Britain is forecasting approval of a major debt-relief package for the Asian nations hit by last week's Indian Ocean tsunami.

The world's main creditor nations, known as the Paris Club, will meet next week in the French capital to consider a moratorium on debt repayments by the countries most affected by the December 26 disaster.

British Foreign Secretary Jack Straw says the idea is to give the tsunami-stricken countries some time and money to focus on their immediate needs.

"The debt payments should be suspended, not cancelled altogether, and that will then give, as it were, a breathing space for the debtor and creditor countries to come together to consider whether in some cases the debt should be cancelled altogether or whether in other cases maybe the debt payments should be resumed," said Mr. Straw. "All these countries are now facing massive costs because of this God-made disaster and have to work out a way of dealing with those costs. Debt relief is one possibility."

The British treasury minister, Gordon Brown, says the freezing of debt repayments would release about $3 billion a year that the affected countries could use for reconstruction.

Mr. Brown says he has gotten support for the proposal from U.S. Treasury Secretary John Snow, as well as finance officials from France, Germany, Italy and Japan.

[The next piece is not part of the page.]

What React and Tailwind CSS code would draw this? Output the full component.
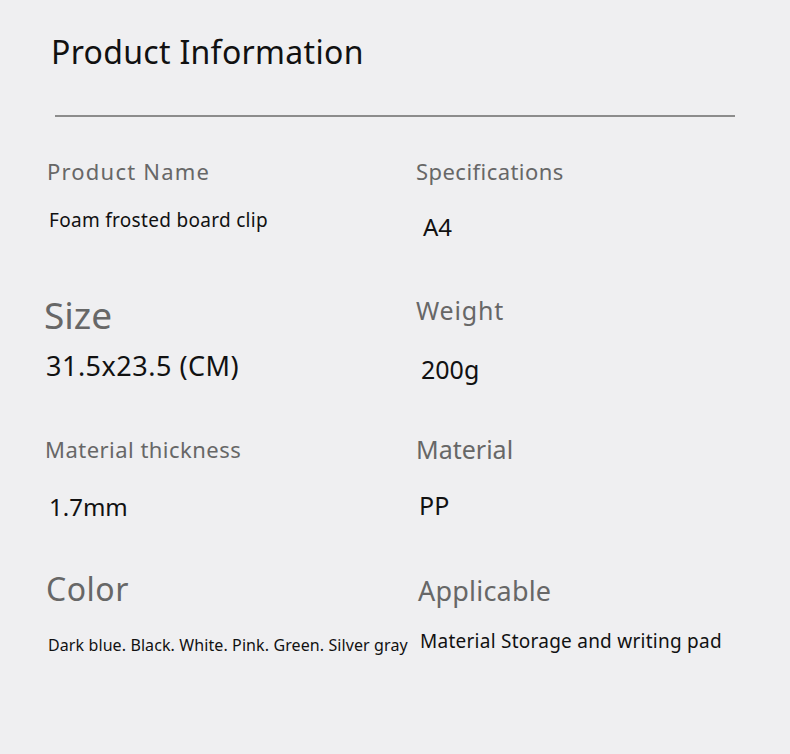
export default function App() {
  const font = { fontFamily: '"Noto Sans", "Open Sans", sans-serif' };
  return (
    <div className="w-[790px] h-[754px] bg-[#efeff1] overflow-hidden" style={font}>
      <div className="pt-[32px] pl-[51px] text-[32px] leading-[40px] tracking-[0.3px] text-[#111]">Product Information</div>
      <div className="mt-[43px] ml-[55px] w-[680px] h-[2px] bg-[#8c8c8c]" />
      {/* Row 1 */}
      <div className="grid grid-cols-[370px_1fr] h-[163px]">
        <div className="pl-[47px]">
          <div className="mt-[39px] text-[22px] leading-[30px] tracking-[1.2px] text-[#676767]">Product Name</div>
          <div className="mt-[19px] ml-[2px] text-[19px] leading-[30px] tracking-[0.3px] text-[#111]">Foam frosted board clip</div>
        </div>
        <div>
          <div className="mt-[39px] ml-[46px] text-[22px] leading-[30px] tracking-[0.45px] text-[#676767]">Specifications</div>
          <div className="mt-[26px] ml-[53px] text-[24px] leading-[30px] text-[#111]">A4</div>
        </div>
      </div>
      {/* Row 2 */}
      <div className="grid grid-cols-[370px_1fr] h-[140px]">
        <div>
          <div className="mt-[13px] ml-[44px] text-[37px] leading-[44px] text-[#676767]">Size</div>
          <div className="mt-[12px] ml-[46px] text-[27px] leading-[34px] tracking-[0.5px] text-[#111]">31.5x23.5 (CM)</div>
        </div>
        <div>
          <div className="mt-[14px] ml-[46px] text-[25px] leading-[32px] tracking-[0.8px] text-[#676767]">Weight</div>
          <div className="mt-[27px] ml-[51px] text-[25px] leading-[32px] text-[#111]">200g</div>
        </div>
      </div>
      {/* Row 3 */}
      <div className="grid grid-cols-[370px_1fr] h-[140px]">
        <div>
          <div className="mt-[14px] ml-[45px] text-[22px] leading-[30px] tracking-[0.47px] text-[#676767]">Material thickness</div>
          <div className="mt-[27px] ml-[49px] text-[24px] leading-[32px] text-[#111]">1.7mm</div>
        </div>
        <div>
          <div className="mt-[13px] ml-[46px] text-[25px] leading-[32px] text-[#676767]">Material</div>
          <div className="mt-[24px] ml-[49px] text-[25px] leading-[32px] text-[#111]">PP</div>
        </div>
      </div>
      {/* Row 4 */}
      <div className="grid grid-cols-[370px_1fr] h-[140px]">
        <div>
          <div className="mt-[9px] ml-[46px] text-[32px] leading-[40px] tracking-[0.5px] text-[#676767]">Color</div>
          <div className="mt-[24px] ml-[48px] text-[16px] leading-[24px] tracking-[0.1px] text-[#111] whitespace-nowrap">Dark blue. Black. White. Pink. Green. Silver gray</div>
        </div>
        <div>
          <div className="mt-[13px] ml-[48px] text-[27px] leading-[36px] tracking-[0.2px] text-[#676767]">Applicable</div>
          <div className="mt-[18px] ml-[50px] text-[19px] leading-[28px] tracking-[0.25px] text-[#111] whitespace-nowrap">Material Storage and writing pad</div>
        </div>
      </div>
    </div>
  );
}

Mr. Brown says that besides responding to the immediate emergency, the world's richest nations need a coordinated long-term strategy on aid and debt to help combat poverty in developing countries.

Britain took over the rotating presidency of the Group of Eight industrial nations on Saturday, and Mr. Brown says he will use the opportunity to promote a new development fund to tackle the root causes of poverty. He plans to present details next week.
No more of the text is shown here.